Detailed project objectives:

• creating infrastructure for supercomputers, specialized accelerators, and laboratory services for the needs of science, the economy, and society;
• improving research and development work;
• implementing modern methods in personalized medicine, including personalized radiotherapy;
• greater focus of R&D work on market needs,
• technological development of enterprises and innovation in areas of national smart specialization,
• wider access for enterprises to modern research infrastructure resources,
• comprehensive support for scientists and entrepreneurs in scaling software and adapting it to the requirements of exascale supercomputers.

The project work was carried out in four laboratories. The Wrocław Supercomputing and Networking Center was responsible for selected tasks in each of them and was also the leader of the fourth laboratory.     

1. The laboratory for modeling and parallel data processing in a pre-exascale environment focused on the design and implementation of advanced large-scale computing systems (at Cyfronet and WCSS) and smaller machines for the development of computing technologies and applications for next-generation systems (at Cyfronet and PCSS). It developed tools for effective system management in a production environment and for the integration of the EuroHPC PL infrastructure with other Polish and European e-infrastructures, as well as tools enabling the use of supercomputers for urgent calculations. The task of this Laboratory was to build:

• a supercomputing platform for scientific research,
• a platform of specialized accelerators,
• a platform for urgent calculations (WCSS is the leader of this task),
• a platform for the integration of e-infrastructures (EuroHPC environment, quantum accelerator environment, and neuromorphic accelerator environment).

2. The Hybrid Computing Applications Laboratory focused on the application of quantum computers and their implementation in practical use. To this end, it was necessary to develop methods and techniques that would allow quantum computing tools to be used to solve existing problems or to formulate the problem in such a way that quantum techniques could be applied. The laboratory built:

• a platform for adapting scientific problems to EuroHPC, quantum, and neuromorphic accelerator technologies,
• an e-platform for quantum machine learning,
• a platform for supporting quantum computing with classical algorithms,
• a platform for designing multi-stage computations using quantum accelerators,
• a platform for certification and error mitigation on quantum computers,
• a platform for quantum operations research and discrete optimization in hybrid computations.

 3. The Laboratory for the Application of Supercomputers in Medicine conducted research on the use of computing power to create individualized therapies tailored to specific patients. The tasks performed within this Laboratory focused on the practical application of high computing power in medical applications.

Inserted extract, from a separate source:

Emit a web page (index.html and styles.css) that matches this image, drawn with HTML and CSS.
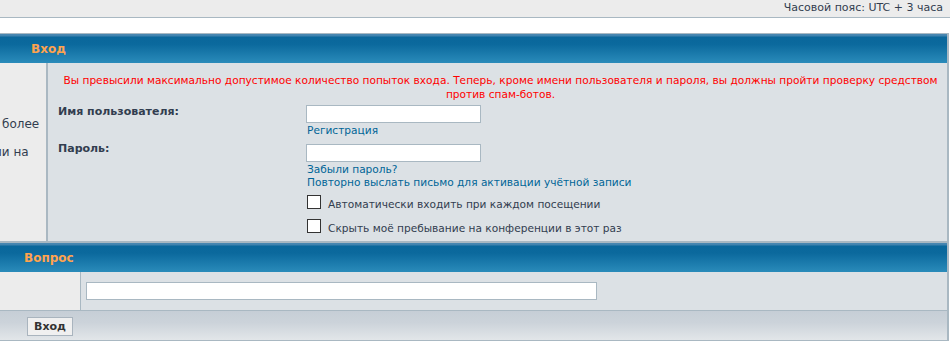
FILE: index.html
```html
<!DOCTYPE html>
<html lang="ru">
<head>
<meta charset="utf-8">
<title>Вход</title>
<link rel="stylesheet" href="styles.css">
</head>
<body>
<div class="datebar">Часовой пояс: UTC + 3 часа</div>
<div class="spacer"></div>

<div class="tablebg">
  <div class="cat"><span class="cat-title cat-title-login">Вход</span></div>
  <div class="row row-login">
    <div class="side side-login">
      <p class="side-line">более</p>
      <p class="side-line side-line-cut">ии на</p>
    </div>
    <div class="main main-login">
      <p class="error">Вы превысили максимально допустимое количество попыток входа. Теперь, кроме имени пользователя и пароля, вы должны пройти проверку средством против спам-ботов.</p>
      <div class="form">
        <label class="label" for="username">Имя пользователя:</label>
        <div class="field">
          <input class="input" id="username" type="text">
          <a class="link first-link" href="#">Регистрация</a>
        </div>
        <label class="label label-pass" for="password">Пароль:</label>
        <div class="field field-pass">
          <input class="input" id="password" type="password">
          <a class="link first-link" href="#">Забыли пароль?</a>
          <a class="link" href="#">Повторно выслать письмо для активации учётной записи</a>
        </div>
        <div class="checks">
          <label class="check"><input class="box" type="checkbox"><span class="check-text">Автоматически входить при каждом посещении</span></label>
          <label class="check"><input class="box" type="checkbox"><span class="check-text">Скрыть моё пребывание на конференции в этот раз</span></label>
        </div>
      </div>
    </div>
  </div>
</div>

<div class="tablebg tablebg-second">
  <div class="cat"><span class="cat-title cat-title-question">Вопрос</span></div>
  <div class="row row-question">
    <div class="side side-question"></div>
    <div class="main main-question">
      <input class="input input-wide" type="text">
    </div>
  </div>
  <div class="foot">
    <button class="btn" type="button">Вход</button>
  </div>
</div>
</body>
</html>
```

FILE: styles.css
```css
html, body {
  margin: 0;
  padding: 0;
  background: #ffffff;
}
body {
  width: 950px;
  overflow: hidden;
  font-family: "DejaVu Sans", Verdana, sans-serif;
  font-size: 11px;
  color: #323d4f;
}
p { margin: 0; }

.datebar {
  height: 17px;
  line-height: 15px;
  background: #ececec;
  border-bottom: 1px solid #a9b8c2;
  text-align: right;
  padding-right: 7px;
  font-size: 11px;
  color: #323d4f;
}
.spacer {
  height: 15px;
}

.tablebg {
  border: 1px solid #a9b8c2;
  border-left: 0;
  border-right-width: 2px;
  margin-right: 1px;
  background: #a9b8c2;
}

.cat {
  height: 29px;
  display: flex;
  align-items: center;
  background: linear-gradient(to bottom, #4a88b2 0, #3f82ae 2px, #0a679b 3px, #0b699d 35%, #2a8bba 100%);
}
.cat-title {
  font-weight: bold;
  font-size: 12px;
  color: #ffa34f;
}
.cat-title-login { padding-left: 31px; }
.cat-title-question { padding-left: 24px; }

.row {
  display: flex;
}
.row-login { height: 178px; }
.row-question { height: 38px; border-bottom: 1px solid #a9b8c2; }

.side {
  background: #ececec;
  flex: none;
}
.side-login {
  width: 46px;
  border-right: 2px solid #aab8c2;
  padding-top: 47px;
  box-sizing: content-box;
  overflow: hidden;
  font-size: 12px;
  line-height: 28px;
  white-space: nowrap;
}
.side-line { padding-left: 2px; }
.side-line-cut { margin-left: -6px; padding-left: 0; }
.side-question {
  width: 80px;
  border-right: 1px solid #a9b8c2;
}

.main {
  flex: 1;
  background: #dce1e5;
  font-size: 10.6px;
}
.main-login {
  padding: 10px 4px 0 10px;
}
.error {
  color: #ff0000;
  text-align: center;
  line-height: 14px;
  margin-bottom: 4px;
}

.form {
  display: grid;
  grid-template-columns: 248px auto;
  align-items: start;
}
.label {
  font-weight: bold;
  font-size: 11px;
  line-height: 14px;
  color: #323d4f;
}
.label-pass { margin-top: 5px; }
.field {
  display: flex;
  flex-direction: column;
  align-items: flex-start;
}
.field-pass { margin-top: 7px; }
.input {
  box-sizing: border-box;
  width: 175px;
  height: 18px;
  margin: 0;
  padding: 0 2px;
  border: 1px solid #a9b8c2;
  background: #ffffff;
  font: inherit;
}
.link {
  color: #006597;
  text-decoration: none;
  line-height: 13px;
  padding-left: 1px;
}
.first-link { margin-top: 1px; }

.checks {
  grid-column: 2;
  margin-top: 6px;
  display: flex;
  flex-direction: column;
}
.check {
  display: flex;
  align-items: flex-start;
  height: 24px;
  padding-left: 1px;
}
.box {
  appearance: none;
  -webkit-appearance: none;
  width: 14px;
  height: 14px;
  margin: 0;
  border: 1px solid #333333;
  background: #ffffff;
  flex: none;
}
.check-text {
  margin-left: 7px;
  padding-top: 2px;
  line-height: 14px;
}

.main-question {
  display: flex;
  align-items: center;
  padding-left: 5px;
}
.input-wide {
  width: 511px;
}

.foot {
  height: 29px;
  display: flex;
  align-items: center;
  padding-left: 27px;
  padding-top: 2px;
  box-sizing: border-box;
  background: linear-gradient(to bottom, #c6ced6 0, #ccd3da 40%, #e2e6e9 100%);
}
.btn {
  width: 46px;
  height: 19px;
  padding: 0;
  border: 1px solid #a9b4be;
  background: #f0f0f0;
  font-family: "DejaVu Sans", Verdana, sans-serif;
  font-weight: bold;
  font-size: 11px;
  color: #333333;
  line-height: 17px;
}
```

As part of the project, it built:

• a modeling platform for personalized medicine,
• a simulation platform for radiotherapy,
• a platform for quantum simulations and medical imaging for positron emission tomography scanners.

4. The HPC software energy and computational efficiency laboratory worked on developing techniques to reduce the operating costs of computing machines, such as energy consumption and cooling. Some of the tasks within this laboratory concerned the optimization of software running in a supercomputer environment. The task of this laboratory was to build:

• a computational energy efficiency platform,
• a computational efficiency platform in an exascale environment,
• a massively parallel software platform,
• an HPC software acceleration platform,
• a platform for planning multi-stage computations using quantum accelerators,
• a platform facilitating and visualizing quantum computations,
• a pilot platform for efficient domain applications.

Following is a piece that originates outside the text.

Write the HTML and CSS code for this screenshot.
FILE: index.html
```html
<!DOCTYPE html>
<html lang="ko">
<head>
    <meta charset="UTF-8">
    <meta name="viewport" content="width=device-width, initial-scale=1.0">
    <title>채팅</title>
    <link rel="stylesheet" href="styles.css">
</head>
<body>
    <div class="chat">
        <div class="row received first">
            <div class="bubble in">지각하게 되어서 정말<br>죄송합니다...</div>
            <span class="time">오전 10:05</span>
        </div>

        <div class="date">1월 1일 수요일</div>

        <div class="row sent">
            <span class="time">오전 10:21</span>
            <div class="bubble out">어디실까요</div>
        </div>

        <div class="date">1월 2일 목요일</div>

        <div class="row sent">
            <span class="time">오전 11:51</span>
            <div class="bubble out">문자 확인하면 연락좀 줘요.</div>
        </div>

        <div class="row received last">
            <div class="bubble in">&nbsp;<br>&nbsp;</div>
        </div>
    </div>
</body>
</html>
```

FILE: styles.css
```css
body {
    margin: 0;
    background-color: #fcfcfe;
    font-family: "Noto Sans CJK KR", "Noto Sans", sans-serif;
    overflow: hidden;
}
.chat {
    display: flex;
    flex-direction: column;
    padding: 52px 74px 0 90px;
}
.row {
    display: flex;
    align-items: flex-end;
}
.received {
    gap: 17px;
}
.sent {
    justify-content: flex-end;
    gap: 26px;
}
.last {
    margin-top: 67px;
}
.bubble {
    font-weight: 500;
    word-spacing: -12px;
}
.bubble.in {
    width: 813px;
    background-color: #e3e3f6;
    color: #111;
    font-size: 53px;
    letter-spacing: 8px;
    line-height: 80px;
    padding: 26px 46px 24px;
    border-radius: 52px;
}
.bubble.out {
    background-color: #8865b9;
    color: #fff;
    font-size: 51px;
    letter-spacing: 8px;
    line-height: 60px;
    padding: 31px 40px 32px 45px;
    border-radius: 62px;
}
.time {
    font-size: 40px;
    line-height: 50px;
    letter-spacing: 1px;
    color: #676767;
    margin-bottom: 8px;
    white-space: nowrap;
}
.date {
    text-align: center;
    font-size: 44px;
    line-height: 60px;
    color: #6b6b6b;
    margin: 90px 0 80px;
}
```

The tasks of this Laboratory also included:

• developing a software library for exascale computing,
• developing a methodology for analyzing HPC codes for exascale computing,
• developing a methodology for producing software for exascale computing,
• adapting selected scientific software packages to the requirements of exascale computing,
• developing a methodology for code analysis in the context of a given scientific problem.

The project was carried out by a consortium consisting of:

• AGH University of Science and Technology – Cyfronet AGH Academic Computer Center (project leader)
• Institute of Bioorganic Chemistry of the Polish Academy of Sciences – Poznań Supercomputing and Networking Center
• Gdańsk University of Technology – IT Center of the Tri-City Academic Computer Network
• Wrocław University of Technology – Wrocław Centre for Networking and Supercomputing
• National Center for Nuclear Research – Świerk Computing Center
• Institute of Theoretical and Applied Computer Science of the Polish Academy of Sciences
• Center for Theoretical Physics of the Polish Academy of Sciences.